_Exercise instructions:_ Copy each line in which the string "React" occurs.

>>>

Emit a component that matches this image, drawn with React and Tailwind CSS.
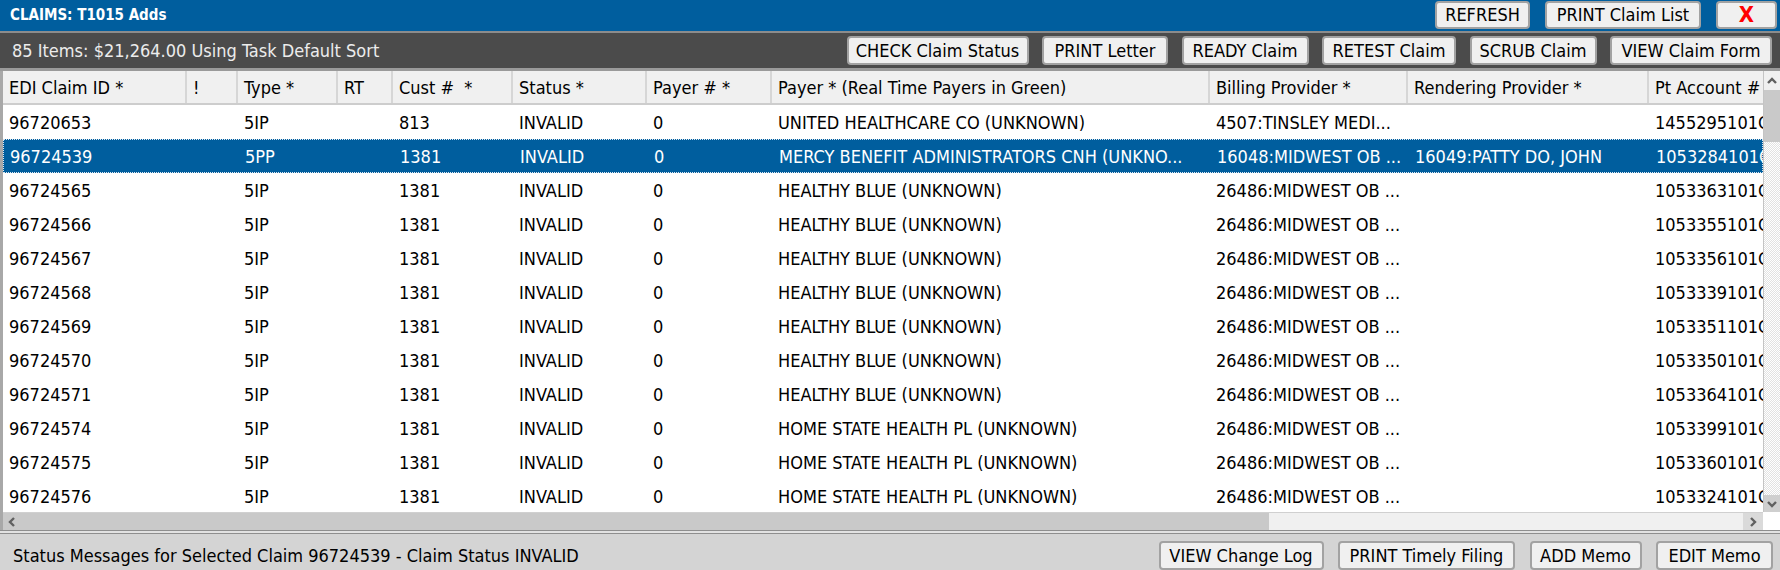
import React from "react";

const columns = [
  { key: "id", label: "EDI Claim ID *", w: "w-[184px]" },
  { key: "flag", label: "!", w: "w-[51px]" },
  { key: "type", label: "Type *", w: "w-[100px]" },
  { key: "rt", label: "RT", w: "w-[55px]" },
  { key: "cust", label: "Cust #  *", w: "w-[120px]" },
  { key: "status", label: "Status *", w: "w-[134px]" },
  { key: "payerNo", label: "Payer # *", w: "w-[125px]" },
  { key: "payer", label: "Payer * (Real Time Payers in Green)", w: "w-[438px]" },
  { key: "billing", label: "Billing Provider *", w: "w-[198px]" },
  { key: "rendering", label: "Rendering Provider *", w: "w-[241px]" },
  { key: "account", label: "Pt Account #", w: "w-[160px]" },
];

const healthy = "HEALTHY BLUE (UNKNOWN)";
const homeState = "HOME STATE HEALTH PL (UNKNOWN)";
const midwest = "26486:MIDWEST OB ...";

const rows = [
  { id: "96720653", type: "5IP", cust: "813", payer: "UNITED HEALTHCARE CO (UNKNOWN)", billing: "4507:TINSLEY MEDI...", rendering: "", account: "1455295101C" },
  { id: "96724539", type: "5PP", cust: "1381", payer: "MERCY BENEFIT ADMINISTRATORS CNH (UNKNO...", billing: "16048:MIDWEST OB ...", rendering: "16049:PATTY DO, JOHN", account: "1053284101C", selected: true },
  { id: "96724565", type: "5IP", cust: "1381", payer: healthy, billing: midwest, rendering: "", account: "1053363101C" },
  { id: "96724566", type: "5IP", cust: "1381", payer: healthy, billing: midwest, rendering: "", account: "1053355101C" },
  { id: "96724567", type: "5IP", cust: "1381", payer: healthy, billing: midwest, rendering: "", account: "1053356101C" },
  { id: "96724568", type: "5IP", cust: "1381", payer: healthy, billing: midwest, rendering: "", account: "1053339101C" },
  { id: "96724569", type: "5IP", cust: "1381", payer: healthy, billing: midwest, rendering: "", account: "1053351101C" },
  { id: "96724570", type: "5IP", cust: "1381", payer: healthy, billing: midwest, rendering: "", account: "1053350101C" },
  { id: "96724571", type: "5IP", cust: "1381", payer: healthy, billing: midwest, rendering: "", account: "1053364101C" },
  { id: "96724574", type: "5IP", cust: "1381", payer: homeState, billing: midwest, rendering: "", account: "1053399101C" },
  { id: "96724575", type: "5IP", cust: "1381", payer: homeState, billing: midwest, rendering: "", account: "1053360101C" },
  { id: "96724576", type: "5IP", cust: "1381", payer: homeState, billing: midwest, rendering: "", account: "1053324101C" },
];

function Btn({ w, h = "h-[29px]", tone = "text-black text-[18px]", children }) {
  return (
    <button
      type="button"
      className={`${w} ${h} ${tone} shrink-0 rounded-[4px] border-2 border-[#a2a2a2] bg-[#f0f0f0] leading-none whitespace-nowrap`}
    >
      {children}
    </button>
  );
}

function Chevron({ dir }) {
  const pts = {
    up: "2,8 6,4 10,8",
    down: "2,4 6,8 10,4",
    left: "8,2 4,6 8,10",
    right: "4,2 8,6 4,10",
  };
  return (
    <svg width="12" height="12" viewBox="0 0 12 12">
      <polyline points={pts[dir]} fill="none" stroke="#606060" strokeWidth="2.4" />
    </svg>
  );
}

export default function App() {
  return (
    <div className="w-[1780px] h-[570px] overflow-hidden bg-white flex flex-col font-['DejaVu_Sans_Condensed','DejaVu_Sans',sans-serif] [font-stretch:condensed] text-[18px] text-black">
      {/* title bar */}
      <div className="h-[31px] shrink-0 bg-[#005e9e] flex items-start">
        <div className="h-full flex items-center pl-[10px] text-[15px] font-bold text-white">CLAIMS: T1015 Adds</div>
        <div className="ml-auto flex gap-[15px] pt-px pr-[3px]">
          <Btn w="w-[95px]" h="h-[28px]">REFRESH</Btn>
          <Btn w="w-[156px]" h="h-[28px]">PRINT Claim List</Btn>
          <Btn w="w-[61px]" h="h-[28px]" tone="text-[#ff0000] text-[22px] font-bold">X</Btn>
        </div>
      </div>
      <div className="h-[2px] shrink-0 bg-[#8c8c8c]" />

      {/* summary bar */}
      <div className="h-[35px] shrink-0 bg-[#4b4b4b] flex items-center pr-[8px]">
        <div className="pl-[12px] text-[#ececec]">85 Items: $21,264.00 Using Task Default Sort</div>
        <div className="ml-auto flex gap-[13.5px]">
          <Btn w="w-[182px]">CHECK Claim Status</Btn>
          <Btn w="w-[126px]">PRINT Letter</Btn>
          <Btn w="w-[127px]">READY Claim</Btn>
          <Btn w="w-[134px]">RETEST Claim</Btn>
          <Btn w="w-[127px]">SCRUB Claim</Btn>
          <Btn w="w-[162px]">VIEW Claim Form</Btn>
        </div>
      </div>
      <div className="h-[3px] shrink-0 bg-[#9a9a9a]" />

      {/* grid */}
      <div className="h-[441px] shrink-0 flex border-l-[3px] border-[#a8a8a8]">
        <div className="flex-1 min-w-0 overflow-hidden">
          <div className="flex h-[34px] bg-[#f0f0f0] border-b-2 border-[#cdcdcd]">
            {columns.map((c) => (
              <div
                key={c.key}
                className={`${c.w} shrink-0 h-full flex items-center pl-[6px] border-r-2 border-[#d6d6d6] whitespace-pre`}
              >
                {c.label}
              </div>
            ))}
          </div>
          {rows.map((r) => (
            <div
              key={r.id}
              className={`flex h-[34px] ${r.selected ? "bg-[#005e9e] text-white border border-dotted border-[#dce8f2]" : "bg-white"}`}
            >
              {columns.map((c) => (
                <div
                  key={c.key}
                  className={`${c.w} shrink-0 h-full flex items-center pl-[6px] whitespace-nowrap overflow-hidden`}
                >
                  {c.key === "status" ? "INVALID" : c.key === "payerNo" ? "0" : r[c.key] || ""}
                </div>
              ))}
            </div>
          ))}
        </div>

        {/* vertical scrollbar */}
        <div className="w-[17px] shrink-0 flex flex-col border-l border-[#c4c4c4] bg-[#f0f0f0]">
          <div className="h-[19px] flex items-center justify-center">
            <Chevron dir="up" />
          </div>
          <div className="h-[52px] bg-[#c9c9c9]" />
          <div className="flex-1 bg-[repeating-conic-gradient(#e2e2e2_0%_25%,#ffffff_0%_50%)] bg-[length:2px_2px]" />
          <div className="h-[17px] bg-[#cfcfcf] flex items-center justify-center">
            <Chevron dir="down" />
          </div>
        </div>
      </div>

      {/* horizontal scrollbar */}
      <div className="h-[18px] shrink-0 flex border-l-[3px] border-[#a8a8a8]">
        <div className="flex-1 flex bg-[#f0f0f0] border-t border-[#d0d0d0]">
          <div className="w-[17px] flex items-center justify-center bg-[#c9c9c9]">
            <Chevron dir="left" />
          </div>
          <div className="w-[1249px] bg-[#c9c9c9]" />
          <div className="flex-1" />
          <div className="w-[20px] flex items-center justify-center bg-[#dadada]">
            <Chevron dir="right" />
          </div>
        </div>
        <div className="w-[17px] shrink-0 bg-white" />
      </div>

      {/* status bar */}
      <div className="h-[4px] shrink-0 border-y border-[#8e8e8e] bg-[#e2e2e2]" />
      <div className="flex-1 bg-[#d4d4d4] flex items-start pt-[7px] pr-[7px]">
        <div className="h-[29px] flex items-center pl-[13px]">
          Status Messages for Selected Claim 96724539 - Claim Status INVALID
        </div>
        <div className="ml-auto flex gap-[14.5px]">
          <Btn w="w-[165px]">VIEW Change Log</Btn>
          <Btn w="w-[177px]">PRINT Timely Filing</Btn>
          <Btn w="w-[112px]">ADD Memo</Btn>
          <Btn w="w-[117px]">EDIT Memo</Btn>
        </div>
      </div>
    </div>
  );
}
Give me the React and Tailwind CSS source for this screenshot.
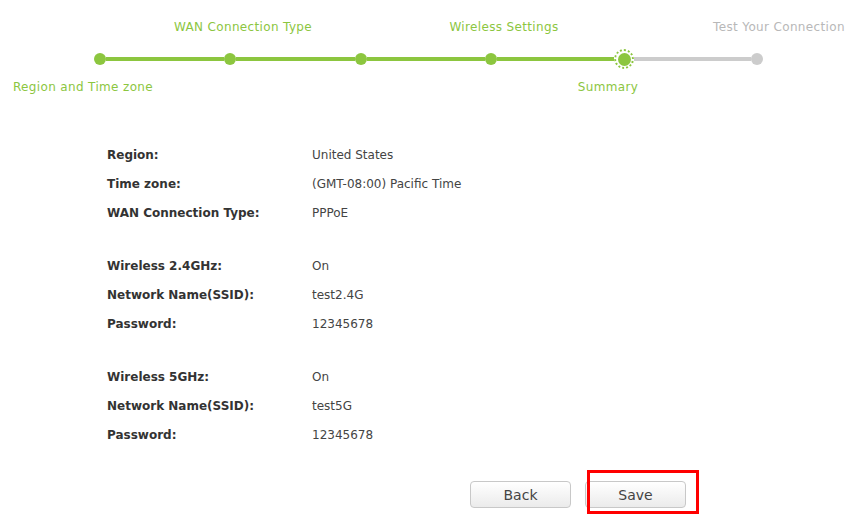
import React from "react";

const G = "bg-[#8cc63f]";

function Row({ label, value }) {
  return (
    <div className="grid grid-cols-[205px_1fr] h-[29px] items-center">
      <div className="font-bold text-[#333]">{label}</div>
      <div className="text-[#444]">{value}</div>
    </div>
  );
}

export default function App() {
  return (
    <div
      className="w-[852px] h-[524px] bg-white overflow-hidden text-[12px] leading-[14px]"
      style={{ fontFamily: '"DejaVu Sans", Verdana, sans-serif' }}
    >
      {/* Stepper */}
      <div className="pt-[20px] tracking-[0.35px]">
        <div className="flex h-[14px] whitespace-nowrap text-[12px] text-[#8cc63f]">
          <div className="shrink-0 ml-[143px] w-[200px] text-center">WAN Connection Type</div>
          <div className="shrink-0 ml-[61px] w-[200px] text-center">Wireless Settings</div>
          <div className="shrink-0 ml-[95px] w-[160px] text-center text-[#b8b8b8]">Test Your Connection</div>
        </div>
        <div className="mt-[15px] h-[20px] flex items-center">
          <div className="ml-[94px] w-[12px] h-[12px] rounded-full bg-[#8cc63f]" />
          <div className={`w-[118px] h-[4px] ${G}`} />
          <div className="w-[12px] h-[12px] rounded-full bg-[#8cc63f]" />
          <div className={`w-[119px] h-[4px] ${G}`} />
          <div className="w-[12px] h-[12px] rounded-full bg-[#8cc63f]" />
          <div className={`w-[118px] h-[4px] ${G}`} />
          <div className="w-[12px] h-[12px] rounded-full bg-[#8cc63f]" />
          <div className={`w-[117px] h-[4px] ${G}`} />
          <div className="w-[20px] h-[20px] rounded-full border-2 border-dotted border-[#8cc63f] flex items-center justify-center">
            <div className="w-[13px] h-[13px] rounded-full bg-[#8cc63f]" />
          </div>
          <div className="w-[117px] h-[4px] bg-[#cccccc]" />
          <div className="w-[12px] h-[12px] rounded-full bg-[#cccccc]" />
        </div>
        <div className="mt-[11px] flex h-[14px] whitespace-nowrap text-[#8cc63f]">
          <div className="shrink-0 ml-[3px] w-[160px] text-center">Region and Time zone</div>
          <div className="shrink-0 ml-[395px] w-[100px] text-center">Summary</div>
        </div>
      </div>

      {/* Summary table */}
      <div className="mt-[46px] ml-[107px]">
        <Row label="Region:" value="United States" />
        <Row label="Time zone:" value="(GMT-08:00) Pacific Time" />
        <Row label="WAN Connection Type:" value="PPPoE" />
        <div className="h-[24px]" />
        <Row label="Wireless 2.4GHz:" value="On" />
        <Row label="Network Name(SSID):" value="test2.4G" />
        <Row label="Password:" value="12345678" />
        <div className="h-[24px]" />
        <Row label="Wireless 5GHz:" value="On" />
        <Row label="Network Name(SSID):" value="test5G" />
        <Row label="Password:" value="12345678" />
      </div>

      {/* Buttons */}
      <div className="mt-[32px] ml-[470px] flex gap-[14px]">
        <button className="w-[101px] h-[27px] rounded-[4px] border border-[#c8c8c8] bg-gradient-to-b from-white to-[#ebebeb] text-[14px] text-[#444]">
          Back
        </button>
        <div className="relative">
          <button className="w-[101px] h-[27px] rounded-[4px] border border-[#c8c8c8] bg-gradient-to-b from-white to-[#ebebeb] text-[14px] text-[#444]">
            Save
          </button>
          <div className="absolute left-[2px] top-[-11px] w-[112px] h-[44px] border-[3px] border-[#ff0000] pointer-events-none" />
        </div>
      </div>
    </div>
  );
}
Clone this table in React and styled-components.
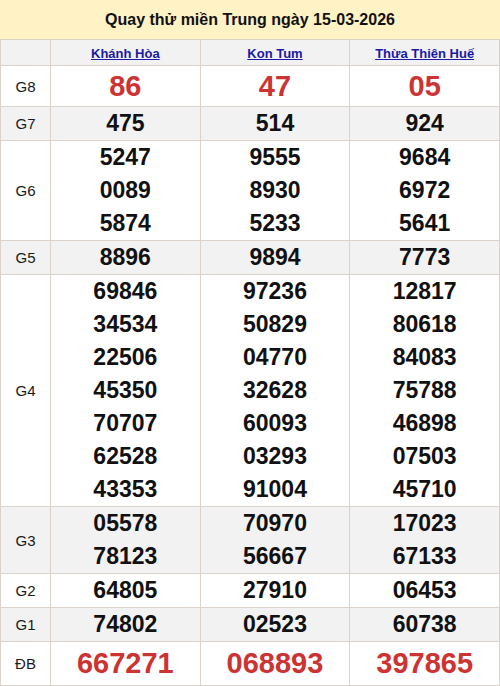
import styled, { createGlobalStyle } from "styled-components";

const GlobalStyle = createGlobalStyle`
  body {
    margin: 0;
    background: #fff;
    font-family: "Liberation Sans", Arial, sans-serif;
  }
`;

const provinces = ["Khánh Hòa", "Kon Tum", "Thừa Thiên Huế"];

const prizes = [
  { label: "G8", big: true, red: true, values: [["86"], ["47"], ["05"]] },
  { label: "G7", values: [["475"], ["514"], ["924"]] },
  {
    label: "G6",
    values: [
      ["5247", "0089", "5874"],
      ["9555", "8930", "5233"],
      ["9684", "6972", "5641"],
    ],
  },
  { label: "G5", values: [["8896"], ["9894"], ["7773"]] },
  {
    label: "G4",
    values: [
      ["69846", "34534", "22506", "45350", "70707", "62528", "43353"],
      ["97236", "50829", "04770", "32628", "60093", "03293", "91004"],
      ["12817", "80618", "84083", "75788", "46898", "07503", "45710"],
    ],
  },
  {
    label: "G3",
    values: [
      ["05578", "78123"],
      ["70970", "56667"],
      ["17023", "67133"],
    ],
  },
  { label: "G2", values: [["64805"], ["27910"], ["06453"]] },
  { label: "G1", values: [["74802"], ["02523"], ["60738"]] },
  {
    label: "ĐB",
    big: true,
    red: true,
    special: true,
    values: [["667271"], ["068893"], ["397865"]],
  },
];

const App = () => {
  return (
    <Wrapper>
      <GlobalStyle />
      <Title>Quay thử miền Trung ngày 15-03-2026</Title>
      <Table>
        <colgroup>
          <col style={{ width: 50 }} />
          <col />
          <col />
          <col />
        </colgroup>
        <thead>
          <Row $shaded>
            <HeadCell />
            {provinces.map((p) => (
              <HeadCell key={p}>
                <ProvinceLink href="#">{p}</ProvinceLink>
              </HeadCell>
            ))}
          </Row>
        </thead>
        <tbody>
          {prizes.map((prize, i) => (
            <Row key={prize.label} $shaded={i % 2 === 1}>
              <LabelCell>{prize.label}</LabelCell>
              {prize.values.map((nums, j) => (
                <NumberCell key={j}>
                  {nums.map((n) => (
                    <Num
                      key={n}
                      $big={prize.big}
                      $red={prize.red}
                      $special={prize.special}
                    >
                      {n}
                    </Num>
                  ))}
                </NumberCell>
              ))}
            </Row>
          ))}
        </tbody>
      </Table>
    </Wrapper>
  );
};

const Wrapper = styled.div`
  width: 500px;
`;

const Title = styled.div`
  height: 39px;
  display: flex;
  align-items: center;
  justify-content: center;
  background: #fff3c5;
  font-size: 16px;
  font-weight: bold;
  color: #111;
`;

const Table = styled.table`
  width: 500px;
  border-collapse: collapse;
  table-layout: fixed;
  font-family: "Liberation Sans", Arial, sans-serif;
`;

const Row = styled.tr`
  background: ${(p) => (p.$shaded ? "#f2f2f2" : "#fff")};
`;

const HeadCell = styled.th`
  border: 1px solid #dbd3ca;
  height: 25px;
  padding: 0;
  text-align: center;
  vertical-align: middle;
`;

const ProvinceLink = styled.a`
  font-size: 13px;
  font-weight: bold;
  color: #1a1aa6;
  text-decoration: underline;
`;

const LabelCell = styled.td`
  border: 1px solid #dbd3ca;
  padding: 0;
  text-align: center;
  font-size: 15px;
  color: #1a1a1a;
`;

const NumberCell = styled.td`
  border: 1px solid #dbd3ca;
  padding: 0;
  text-align: center;
`;

const Num = styled.div`
  font-family: "Liberation Sans", Arial, sans-serif;
  font-weight: bold;
  font-size: ${(p) => (p.$big ? "29px" : "23px")};
  line-height: ${(p) => (p.$big ? (p.$special ? "43px" : "40px") : "33px")};
  color: ${(p) => (p.$red ? "#cc3333" : "#111")};
`;

export default App;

<<<

_Result of this task:_
Emit a component that matches this image, drawn with React and Tailwind CSS.
import React from "react";
Give me the React and Tailwind CSS source for this screenshot.
import React from "react";
Clone this table in React and styled-components.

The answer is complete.